The court heard the CFA has said in correspondence that it made the notification based on bona-fide concerns it has about the couple and because of its obligations under national vetting laws.

The CFA said the notification does not involve a determination of facts, but the agency does have a legal obligation to notify the bureau of specified information.

The couple do not accept these arguments and have brought separate but related High Court proceedings claiming the CFA has acted outside of its statutory authority and unlawfully. They want the notification withdrawn.

They claim the vetting laws do not provide any statutory basis for such notifications being made.

Represented by Dr Ciaran Craven SC and Aisling Mulligan BL, the couple seek various orders and declarations against the CFA, including an order quashing the notifications.
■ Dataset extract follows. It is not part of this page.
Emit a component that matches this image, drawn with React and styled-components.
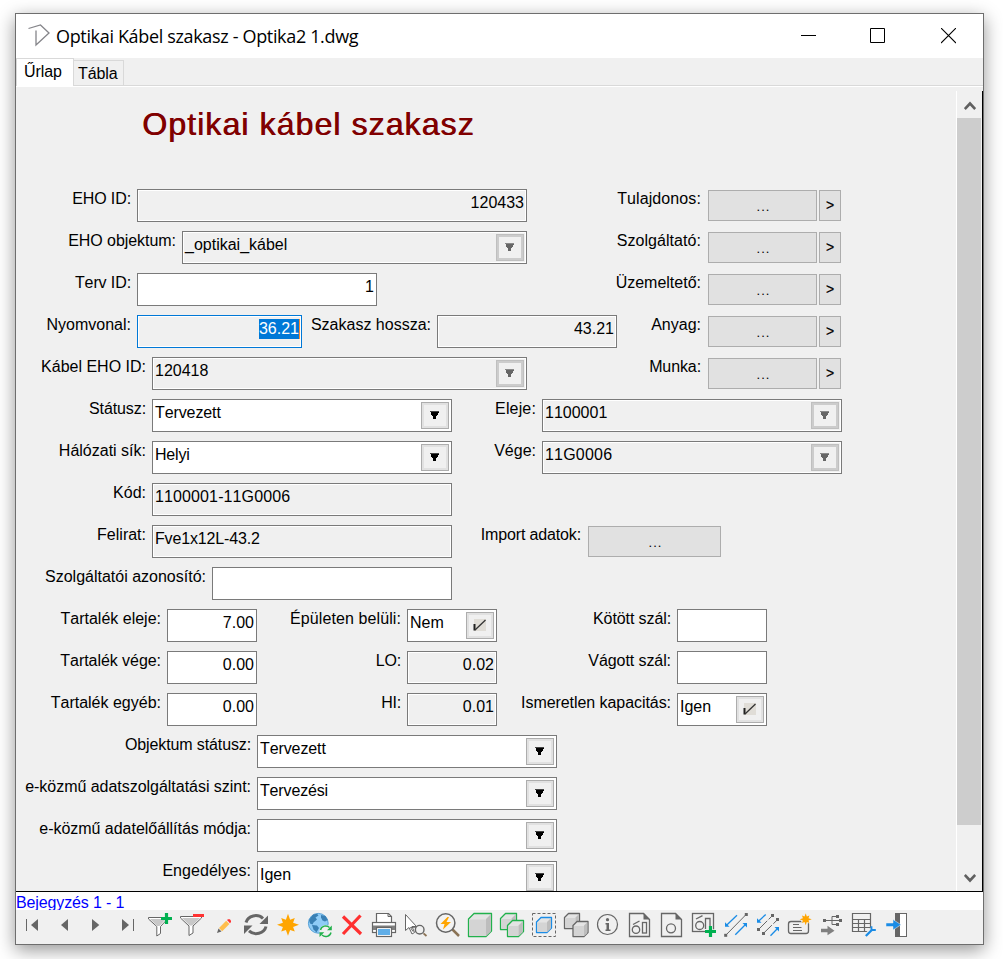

They also seek various declarations to the effect that the notifications were made without lawful authority and that the 2012 National Vetting Bureau (Children and Vulnerable Persons) Act does not provide statutory authority for the notifications.

They further seek declarations that irrelevant considerations were taken into account and that the CFA’s own policies for the making such notification was breached.

The matters both came before Ms Justice Niamh Hyland on Monday. The judge, on an ex parte basis, granted the applicants permission to bring their actions.

The cases will return before the court next month.